NigelP wrote: ↑23 Jun 2019, 22:07
Adam Bee wrote: ↑23 Jun 2019, 19:10
First inspection in 2 weeks. All was fine. BIAS, Queen. 12 frames in the top box (still need to manufacture my dummy boards!) all drawn. Brood on 10 of them, many dotted with a few cells of nectar or pollen; a few with a band of capped honey on the top.
6 drawn frames in the middle of the bottom box, some with nectar. Lots and lots of bearding on the outer frames as they were drawing those out. I felt bad that I disturbed them by inspecting. No QC's. No apparent health issues. Not much honey, but that wasn't expected.
You need to go to double brood on that description...Queen is short of laying room.
And please go to 11 frames per brood box....long term it helps. Forget the dummy frame...you will find soon enough it'snot necessary.
Second brood box, I'd stick below and I'd move 4-5 frames of brood down and fill in above with undrawn or whatever you have. Sure others would do it differently.
Ah! Nigel, my bad for not being clear. I am running two brood boxes. That's the
6 drawn frames in the middle of the bottom box! Well, to be honest, I'm running two boxes, but with no QE, so she can use both as brood right now as she sees fit.

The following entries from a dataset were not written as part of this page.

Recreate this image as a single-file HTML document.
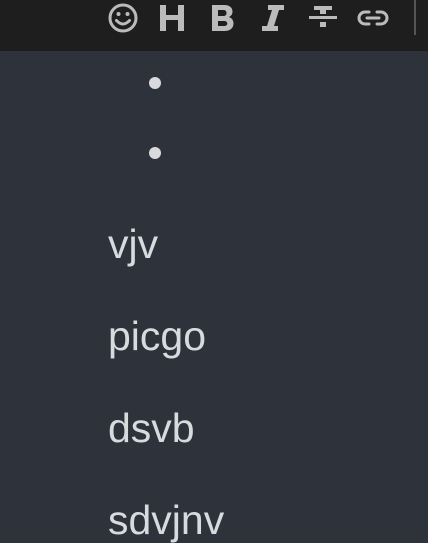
<!DOCTYPE html>
<html><head><style>
body{margin:0;width:428px;height:542px;overflow:hidden;background:#2e333b;font-family:"Liberation Sans",sans-serif;position:relative}
.tb{position:absolute;left:0;top:0;width:428px;height:51px;background:#1e1e1e}
.sep{position:absolute;left:414px;top:0;width:2px;height:35px;background:#555}
svg{position:absolute;top:1px}
.b{position:absolute;left:149px;width:12px;height:12px;border-radius:50%;background:#d8dadd}
.t{position:absolute;left:108px;font-size:41px;color:#d8dadd;line-height:1}
</style></head><body>
<div class="tb">
<svg style="left:106px" width="34" height="34" viewBox="0 0 34 34"><circle cx="17" cy="17" r="13" fill="none" stroke="#bbb" stroke-width="3"/><circle cx="12.5" cy="13" r="2" fill="#bbb"/><circle cx="21.5" cy="13" r="2" fill="#bbb"/><path d="M10.5 19.5q6.5 7 13 0" fill="none" stroke="#bbb" stroke-width="3" stroke-linecap="round"/></svg>
<svg style="left:156px" width="34" height="34" viewBox="0 0 34 34"><path d="M4 4h6v10h12V4h6v26h-6V19H10v11H4z" fill="#bbb"/></svg>
<svg style="left:208px" width="30" height="34" viewBox="0 0 30 34"><path d="M4 4h12c6 0 8.5 3 8.5 6.5 0 3-1.7 4.7-3.7 5.5 2.7.8 4.7 3 4.7 6.5 0 4.5-3.5 7.5-9 7.5H4zM10 9v6h5.5c2 0 3-1.2 3-3s-1-3-3-3zM10 20v5h6c2 0 3.3-1 3.3-2.5S18 20 16 20z" fill="#bbb" fill-rule="evenodd"/></svg>
<svg style="left:258px" width="30" height="34" viewBox="0 0 30 34"><path d="M10 4h16v5h-5l-5 16h4v5H4v-5h5l5-16h-4z" fill="#bbb"/></svg>
<svg style="left:306px" width="34" height="34" viewBox="0 0 34 34"><rect x="8" y="5" width="18" height="4" fill="#bbb"/><rect x="14" y="5" width="6" height="8" fill="#bbb"/><rect x="3" y="15" width="28" height="3" fill="#bbb"/><rect x="14" y="21" width="6" height="5" fill="#bbb"/></svg>
<svg style="left:356px" width="34" height="34" viewBox="0 0 34 34"><path d="M13 11H9a6 6 0 0 0 0 12h4M21 11h4a6 6 0 0 1 0 12h-4M11 17h12" fill="none" stroke="#bbb" stroke-width="3" stroke-linecap="round"/></svg>
<div class="sep"></div>
</div>
<div class="b" style="top:77px"></div>
<div class="b" style="top:147px"></div>
<div class="t" style="top:224px">vjv</div>
<div class="t" style="top:316px">picgo</div>
<div class="t" style="top:408px">dsvb</div>
<div class="t" style="top:500px">sdvjnv</div>
</body></html>
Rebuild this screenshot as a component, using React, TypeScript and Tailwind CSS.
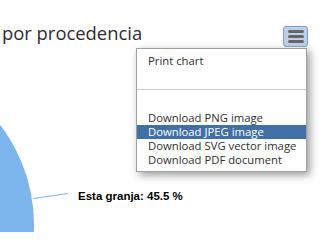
import React from "react";

const items = [
  { label: "Download PNG image", active: false },
  { label: "Download JPEG image", active: true },
  { label: "Download SVG vector image", active: false },
  { label: "Download PDF document", active: false },
];

export default function App() {
  return (
    <div
      className="relative w-[329px] h-[232px] overflow-hidden bg-white"
      style={{ fontFamily: '"Open Sans", "Noto Sans", sans-serif' }}
    >
      <svg
        className="absolute left-0 top-0"
        width="329"
        height="232"
        viewBox="0 0 329 232"
      >
        <circle cx="-131" cy="225" r="165" fill="#7cb5ec" />
        <path d="M33 198.5 L68 193.5" stroke="#7cb5ec" strokeWidth="1" fill="none" />
      </svg>

      <div
        className="absolute left-[78px] top-[188px] text-[11.5px] font-bold leading-[16px] text-black whitespace-nowrap"
        style={{ fontFamily: '"Liberation Sans", Arial, sans-serif' }}
      >
        Esta granja: 45.5 %
      </div>

      <div className="relative flex items-start pl-[2px] pt-[21px]">
        <div className="text-[18.4px] leading-[24px] text-[#2f2a35] whitespace-nowrap">
          por procedencia
        </div>
        <div className="ml-auto mr-[21px] mt-[5px] flex h-[21px] w-[25px] flex-col items-center justify-center gap-[2px] rounded-[3px] border border-[#7f9cc4] bg-[#bcd0ea]">
          <div className="h-[3px] w-[16px] rounded-full bg-[#666666]" />
          <div className="h-[3px] w-[16px] rounded-full bg-[#666666]" />
          <div className="h-[3px] w-[16px] rounded-full bg-[#666666]" />
        </div>
      </div>

      <div className="absolute left-[136px] top-[48px] w-[171px] border border-[#a0a0a0] bg-white pt-[5px] pb-[4px] shadow-[3px_3px_8px_#999999] text-[11.3px] leading-[14px] text-[#303030]">
        <div className="h-[14px] pl-[11px] whitespace-nowrap">Print chart</div>
        <div className="h-[21px]" />
        <div className="h-px bg-[#cccccc]" />
        <div className="h-[21px]" />
        {items.map((it) => (
          <div
            key={it.label}
            className={
              it.active
                ? "h-[14px] pl-[11px] whitespace-nowrap bg-[#4270a6] text-white"
                : "h-[14px] pl-[11px] whitespace-nowrap"
            }
          >
            {it.label}
          </div>
        ))}
      </div>
    </div>
  );
}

On the next inspection, I will remove one frame from each box. I should have done it this time, but didn't. Why? Dunno. I guess I thought I'd wait until I had a dummy board. But, it's clear that with so many bees, especially in that top box, there needs to be only 11 frames, even if there are no dummy boards.
Say - with the extra space, if there is no 12th frame and no dummy board, would you push all the frames against one end? Or balance the space and push the frames together in the middle of the box, distributing the space on either side?
Running "Foundationless All Mediums with No Queen Excluder". Each box is national spec, but 190mm deep.